On Neo4j and the Conservation of Database Complexity

[ neo4j  databases  easi  ]

There is a lot to love about Neo4j, especially if you are modeling data that has a high relationship density and highly heterogenous relationship types, patterns, and structures.

Social networks are often used as a prime example here because they’re familiar and easy to motivate graph databases in general. If we think in terms of a “Person” table, then one can imagine all kinds of zany, heirarchical, and recursive relationships amongst its rows. The diversity in the patterns of relationships is matched by the sheer number of relationship types that may exist. Do you create a bazillion bridge tables? Do you denormalize like crazy? From a database user’s perspective, the SQL queries can get truly unruly (whoa, nice rhyme!). From an internal perspective, excessive table scans can drive down the performance.

The major sell of Neo4j is getting rid of all this icky complexity… But in this post, I ask: have they been successful? Or have they merely shifted where the complexity resides? After several months of tinkering, I wonder if there some fundamental conservation law at play. Is database complexity like a game of Wack-a-Mole?

Word of Warning: I’m a STEM mutt, not a pure bred DBA. Tread carefully.
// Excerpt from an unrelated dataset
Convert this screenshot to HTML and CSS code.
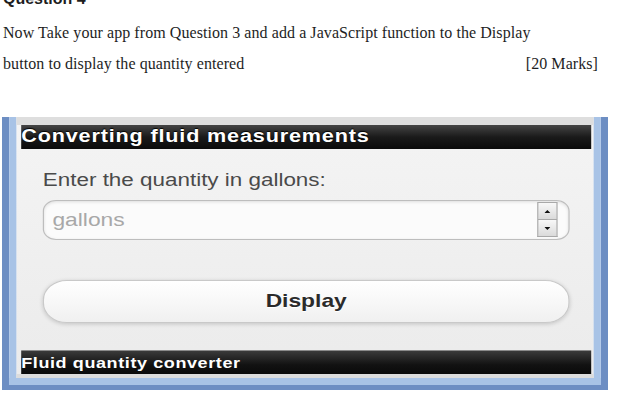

Note: I realize it can sound like I’m coming down on Neo4j in this post, but I think it should be interpreted as growing pains along the learning curve. I’m still going forward with Neo4j on my project at work, though I am happy about a few things that help make a change of course somewhere down the line possible:

  • OpenCypher has open sourced Neo4j’s query language, Cypher
  • Cypher-to-Gremlin translators exist
    • Gremlin is the graph language that some other graph databases use (e.g., TinkerPop and AWS Neptune)
    • e.g., Cypher for Gremlin not only provides a translator, but generally expands Gremlin to include Cypher

I don’t think that query means what you think it means

Joins get a lot of flak from NoSQL folks. Well, maybe not the simple joins – i.e., joins that are just “one join deep.” But “analytical” joins certainly do – you know, inception joins (joins within joins within joins) that a data scientist might string together to generate an insightful data product. There have certainly been times where I wonder if a complex query is doing what I think it’s doing, which can require careful analysis of the query and the result set.

Graph databases like Neo4j proclaim freedom from this nightmare, but I’ve also experienced a similar pit in my stomach with some simple Cypher queries.

For example: be careful with MERGE. I know I’ve written about this before, but I have found it to be easy to slip into query patterns that don’t do what you think they’re doing.

For example, say you created a “Tool” node and “Job” node like so:

CREATE (:Tool {name: "Hammer"});
CREATE (:Job {name: "Build Backyard Deck"});

Then, what do you think this query does:

MERGE (job:Job {name: "Build Backyard Deck"})-[:REQUIRES]->(:Tool {name: "Hammer"});

Answer: It looked to see if this pattern existed in the database. It didn’t. So this pattern was created – from scratch. Importantly, it didn’t look to see if parts of the pattern existed, then only create what was needed. You now have two “Tool” nodes named “Hammer” and two “Job” nodes named “Build Backyard Deck”.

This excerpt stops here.